The ferry was there, so what was the deal? The problem was I could go out on the ferry and tour, but I might not make it back because they were canceling ferries likely later in the day when the winds picked up. Now, if I had a very open itinerary or several days to spend in Morocco like one of the girls back at the hostel, this posed no problem, as the morning ferry was still there. However, I had already spent more time in Tarifa than I cared to and I was really looking forward to Sevilla, so the idea of getting stuck in Tanger for a day (or more) didn't really appeal to my schedule.

After a quick runaround back and forth between the ticket office and terminal, I got my refund (in cash amazingly) and quickly made my way back to the hostel. The host told me that winds were only going to get worse over the next several days, so that made me feel better about my call. I speed walked to the bus station (about 5-10 minutes away) and had my Sevilla ticket changed to the next bus that day, which was in about an hour. Back to the hostel (I'm getting tired again just writing about all this back-and-forth lol), I added a day to my hostel in Sevilla and canceled Tarifa (no refund this late of course), got directions for the new hostel and went to my room to pack my bags.

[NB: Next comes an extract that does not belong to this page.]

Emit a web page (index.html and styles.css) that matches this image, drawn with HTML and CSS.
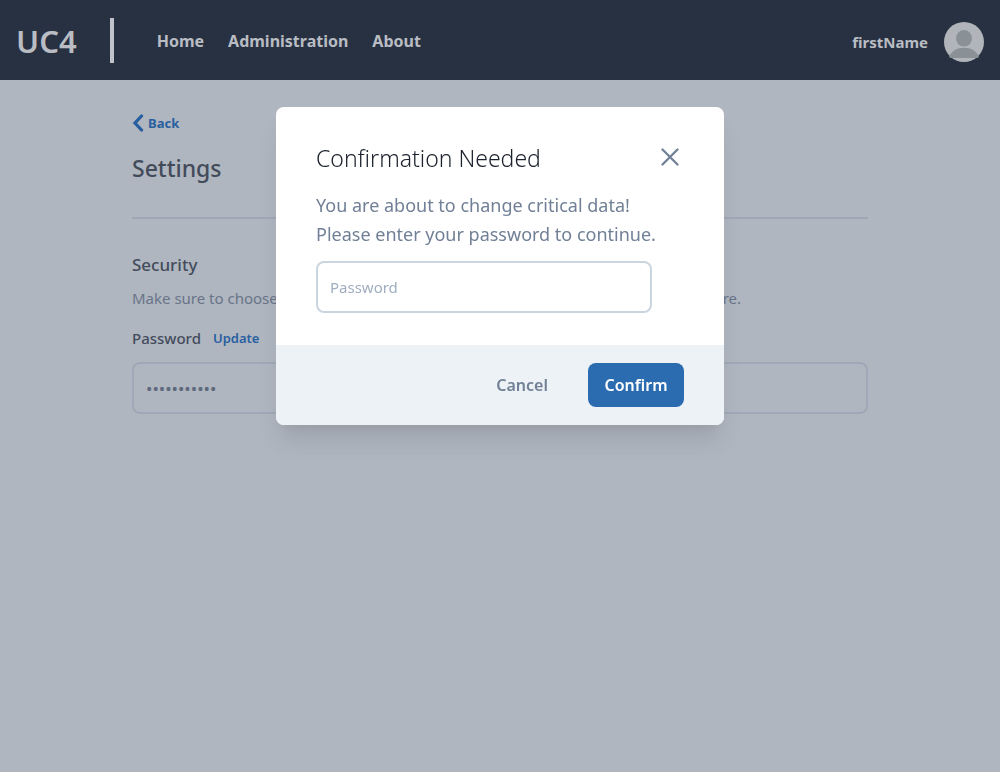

The Dutch guys were just heading out for kite surfing, so we said our goodbyes as I quickly packed up and left. If there's one thing I love about backpacking, even for a planner like myself, it's the ability to make a quick switch, pack up in 15 minutes and be gone to the next big's very exhilarating. Shuffling out the door, Gustavo let me know he'd be in Sevilla on the 5 p.m. Bus, so if we had a chance to meet, we'd hang out for tapas and touring. I walked casually to the bus station this time, as I had my backpack to lug. Man, thank God I downloaded a Bond movie the night before on my laptop (the one that features Gibraltar), so I had that ready to roll on the bus.

Dropping my bags and plopping into a seat at the bus stop with a Coke, I took a breather just to take in all that had changed in all of about a half hour. Frankly, I was surprised I wasn't more upset and down on not going to Tanger (I know I can get that way sometimes). I thought about it and here's what I came up with to validate my decision (which I'm forever doing):

  • I trust peoples' advice first and my guidebooks second. In this case, both said the tour I had booked for Tanger sucked.
  • Leo and countless others made the rest of Morocco (Casablanca, Marrakesh, etc...) sound so much more interesting, so I figure a trip to Morocco (or northern Africa) is warranted.
  • “You can always come back”, a great Rick Steves mantra
  • Even if I went, my anxiety about the wind would just spoil it
  • I had already missed out on having a good guide
  • After the whole ER experience, I wasn't looking for another trip-jostling event

In the end, I consider what I did smart, not just safe...I mean, I like to think I take some risks (i.e. solo travel), but in this case, there was the potential for several days of my trip lost (pretty much Sevilla gone) and a possible plane ticket in my future if the ferries were down through the weekend. Probably not the case, but still even a day would've been a bummer.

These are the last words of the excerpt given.